She scoffs at the phony parallel between buying health insurance and being forced to consume greens (a ‘crown’ of broccoli, as she charmingly calls it) by noting that virtually everyone gets sick or injured. She argues that to say that people refusing to join the insurance pool are ‘outside’ the system of healthcare commerce is meaningless, especially when providers are required to attend to the penniless and impose the costs of their care on the rest.

I don’t know who’s right in this legal debate, but I think it misses the underlying issue for our polity: why is providing for people’s health defined as an essentially commercial enterprise in the first place? It is true that money and products and payments are involved, but access to medical care in modern societies is much more, or more correctly, much less than that—it is a basic, universal need, not just a marketplace commodity. Not incidentally, it is enshrined as a fundamental human right in many places, but in any case should certainly be examined from the perspective of its central role in human existence, not reduced to its economics.

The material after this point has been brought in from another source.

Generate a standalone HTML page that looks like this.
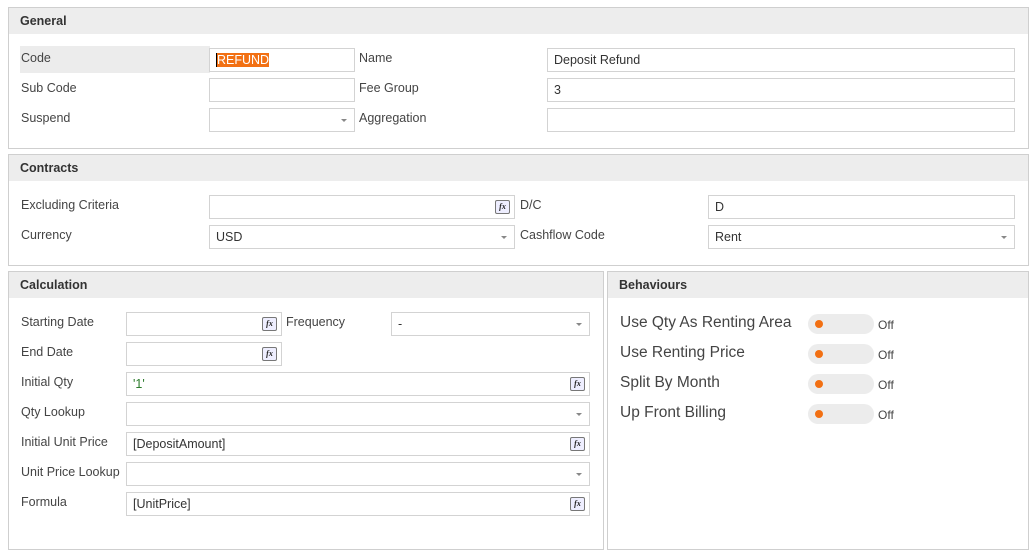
<!DOCTYPE html><html><head><style>
body{margin:0;width:1033px;height:553px;background:#fff;font-family:"Liberation Sans",sans-serif;color:#444;position:relative;overflow:hidden}
.p{position:absolute;border:1px solid #cfcfcf;box-sizing:border-box}
.h{height:26px;background:#ededed;font-weight:bold;font-size:12.5px;color:#333;padding:0 0 0 11px;line-height:26px}
.a{position:absolute}
.l{position:absolute;font-size:12.5px;color:#444}
.i{position:absolute;height:24px;border:1px solid #d3d3d3;box-sizing:border-box;font-size:12.5px;line-height:22px;padding-left:6px;color:#333;background:#fff}
.dd:after{content:"";position:absolute;right:7px;top:10px;border-left:3px solid transparent;border-right:3px solid transparent;border-top:3px solid #888}
.fx{position:absolute;right:4px;top:4px;width:13px;height:12px;border:1px solid #777;border-radius:2px;background:#eef;font:italic bold 8px "Liberation Serif",serif;line-height:12px;text-align:center;color:#222}
.bl{position:absolute;left:620px;font-size:15.5px;color:#444}
.t{position:absolute;left:808px;width:66px;height:20px;border-radius:10px;background:#ececec}
.t:before{content:"";position:absolute;left:7px;top:6px;width:8px;height:8px;border-radius:50%;background:#f27013}
.o{position:absolute;left:878px;font-size:12px;color:#444}
</style></head><body>
<div class="p" style="left:8px;top:7px;width:1021px;height:142px"><div class="h">General</div></div>
<div class="a" style="left:20px;top:46px;width:190px;height:27px;background:#ececec"></div>
<div class="l" style="left:21px;top:51px">Code</div>
<div class="l" style="left:21px;top:81px">Sub Code</div>
<div class="l" style="left:21px;top:111px">Suspend</div>
<div class="i" style="left:209px;top:48px;width:146px"><span style="background:#f27013;color:#fff;border-left:1px solid #000">REFUND</span></div>
<div class="i" style="left:209px;top:78px;width:146px"></div>
<div class="i dd" style="left:209px;top:108px;width:146px"></div>
<div class="l" style="left:359px;top:51px">Name</div>
<div class="l" style="left:359px;top:81px">Fee Group</div>
<div class="l" style="left:359px;top:111px">Aggregation</div>
<div class="i" style="left:547px;top:48px;width:468px">Deposit Refund</div>
<div class="i" style="left:547px;top:78px;width:468px">3</div>
<div class="i" style="left:547px;top:108px;width:468px"></div>

<div class="p" style="left:8px;top:154px;width:1021px;height:112px"><div class="h">Contracts</div></div>
<div class="l" style="left:21px;top:198px">Excluding Criteria</div>
<div class="l" style="left:21px;top:228px">Currency</div>
<div class="i" style="left:209px;top:195px;width:306px"><span class="fx">fx</span></div>
<div class="i dd" style="left:209px;top:225px;width:306px">USD</div>
<div class="l" style="left:520px;top:198px">D/C</div>
<div class="l" style="left:520px;top:228px">Cashflow Code</div>
<div class="i" style="left:708px;top:195px;width:307px">D</div>
<div class="i dd" style="left:708px;top:225px;width:307px">Rent</div>

<div class="p" style="left:8px;top:271px;width:596px;height:279px"><div class="h">Calculation</div></div>
<div class="l" style="left:21px;top:315px">Starting Date</div>
<div class="l" style="left:21px;top:345px">End Date</div>
<div class="l" style="left:21px;top:375px">Initial Qty</div>
<div class="l" style="left:21px;top:405px">Qty Lookup</div>
<div class="l" style="left:21px;top:435px">Initial Unit Price</div>
<div class="l" style="left:21px;top:465px">Unit Price Lookup</div>
<div class="l" style="left:21px;top:495px">Formula</div>
<div class="i" style="left:126px;top:312px;width:156px"><span class="fx">fx</span></div>
<div class="i" style="left:126px;top:342px;width:156px"><span class="fx">fx</span></div>
<div class="l" style="left:286px;top:315px">Frequency</div>
<div class="i dd" style="left:391px;top:312px;width:199px">-</div>
<div class="i" style="left:126px;top:372px;width:464px;color:#2a7a2a">'1'<span class="fx">fx</span></div>
<div class="i dd" style="left:126px;top:402px;width:464px"></div>
<div class="i" style="left:126px;top:432px;width:464px">[DepositAmount]<span class="fx">fx</span></div>
<div class="i dd" style="left:126px;top:462px;width:464px"></div>
<div class="i" style="left:126px;top:492px;width:464px">[UnitPrice]<span class="fx">fx</span></div>

<div class="p" style="left:607px;top:271px;width:422px;height:279px"><div class="h">Behaviours</div></div>
<div class="bl" style="top:314px">Use Qty As Renting Area</div>
<div class="bl" style="top:344px">Use Renting Price</div>
<div class="bl" style="top:374px">Split By Month</div>
<div class="bl" style="top:404px">Up Front Billing</div>
<div class="t" style="top:314px"></div><div class="t" style="top:344px"></div><div class="t" style="top:374px"></div><div class="t" style="top:404px"></div>
<div class="o" style="top:318px">Off</div><div class="o" style="top:348px">Off</div><div class="o" style="top:378px">Off</div><div class="o" style="top:408px">Off</div>
</body></html>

From this prism, Roberts insisting that people are not ‘engaged in commerce’ when they remain uninsured and Ginsberg insisting that they are both sound slightly wacky. Even Justice Scalia basking in his god-given right not to buy broccoli is quite clearly buying food of some sort and a good deal of it, too. Then again, the Court’s job is to interpret the law within the parameters given; ours is to change those parameters. If the Court, the government and lawyers far and wide can only see health as a commodity, a social movement must insist that their vision is impoverished and offer them some political optometry--perhaps at an attractive, out-of-network discount.

So the AHA is preserved and now can stumble forward toward implementation, which will be fraught with difficulties, obstructionism, unanticipated outcomes, and further debates. It does nothing to rein in runaway health spending, which is probably what will constitute its first test. The Republicans will use accelerating costs to sabotage everything if they remain out of power and will have to come up with credible amendments if they are in. In any case, the decision’s impact on one or another president smiling at us from the Rose Garden next January is the least of it, and the notion that the momentum has shifted away from the reactionary tendencies of past decades is premature.